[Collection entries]
<<<<

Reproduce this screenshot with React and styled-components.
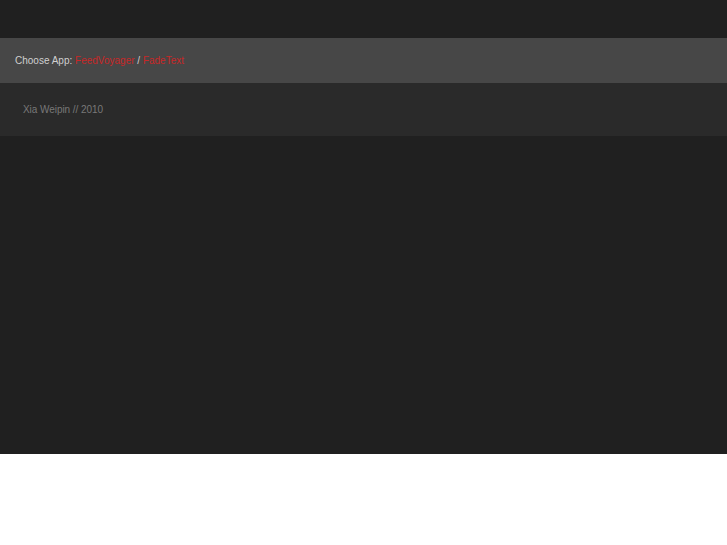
import React from 'react';
import styled, { createGlobalStyle } from 'styled-components';

const GlobalStyle = createGlobalStyle`
  html, body {
    margin: 0;
    padding: 0;
    background: #ffffff;
  }
  body {
    font-family: "Liberation Sans", Arial, sans-serif;
  }
`;

const Page = styled.div`
  display: flex;
  flex-direction: column;
  height: 454px;
  background: #202020;
`;

const TopSpace = styled.div`
  height: 38px;
`;

const AppBar = styled.div`
  display: flex;
  align-items: center;
  height: 45px;
  padding: 0 15px;
  background: #474747;
  color: #d0d0d0;
  font-size: 10px;
  white-space: pre;
`;

const AppLink = styled.a`
  color: #c82828;
  text-decoration: none;
`;

const Credits = styled.div`
  display: flex;
  align-items: center;
  height: 53px;
  padding: 0 23px;
  background: #2a2a2a;
  color: #787878;
  font-size: 10px;
  letter-spacing: -0.05px;
`;

const App = () => {
  return (
    <>
      <GlobalStyle />
      <Page>
        <TopSpace />
        <AppBar>
          {'Choose App: '}
          <AppLink href="#">FeedVoyager</AppLink>
          {' / '}
          <AppLink href="#">FadeText</AppLink>
        </AppBar>
        <Credits>Xia Weipin // 2010</Credits>
      </Page>
    </>
  );
};

export default App;
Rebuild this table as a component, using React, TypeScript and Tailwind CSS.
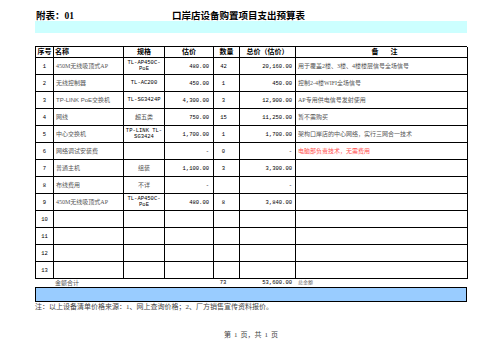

>>>>

The records shown above are to be repeated exactly, with the pictures left out.

Reproduce this screenshot with React and styled-components.
import React from 'react';
import styled, { createGlobalStyle } from 'styled-components';

const GlobalStyle = createGlobalStyle`
  html, body {
    margin: 0;
    padding: 0;
    background: #ffffff;
  }
  body {
    font-family: "Liberation Sans", Arial, sans-serif;
  }
`;

const Page = styled.div`
  display: flex;
  flex-direction: column;
  height: 454px;
  background: #202020;
`;

const TopSpace = styled.div`
  height: 38px;
`;

const AppBar = styled.div`
  display: flex;
  align-items: center;
  height: 45px;
  padding: 0 15px;
  background: #474747;
  color: #d0d0d0;
  font-size: 10px;
  white-space: pre;
`;

const AppLink = styled.a`
  color: #c82828;
  text-decoration: none;
`;

const Credits = styled.div`
  display: flex;
  align-items: center;
  height: 53px;
  padding: 0 23px;
  background: #2a2a2a;
  color: #787878;
  font-size: 10px;
  letter-spacing: -0.05px;
`;

const App = () => {
  return (
    <>
      <GlobalStyle />
      <Page>
        <TopSpace />
        <AppBar>
          {'Choose App: '}
          <AppLink href="#">FeedVoyager</AppLink>
          {' / '}
          <AppLink href="#">FadeText</AppLink>
        </AppBar>
        <Credits>Xia Weipin // 2010</Credits>
      </Page>
    </>
  );
};

export default App;
Rebuild this table as a component, using React, TypeScript and Tailwind CSS.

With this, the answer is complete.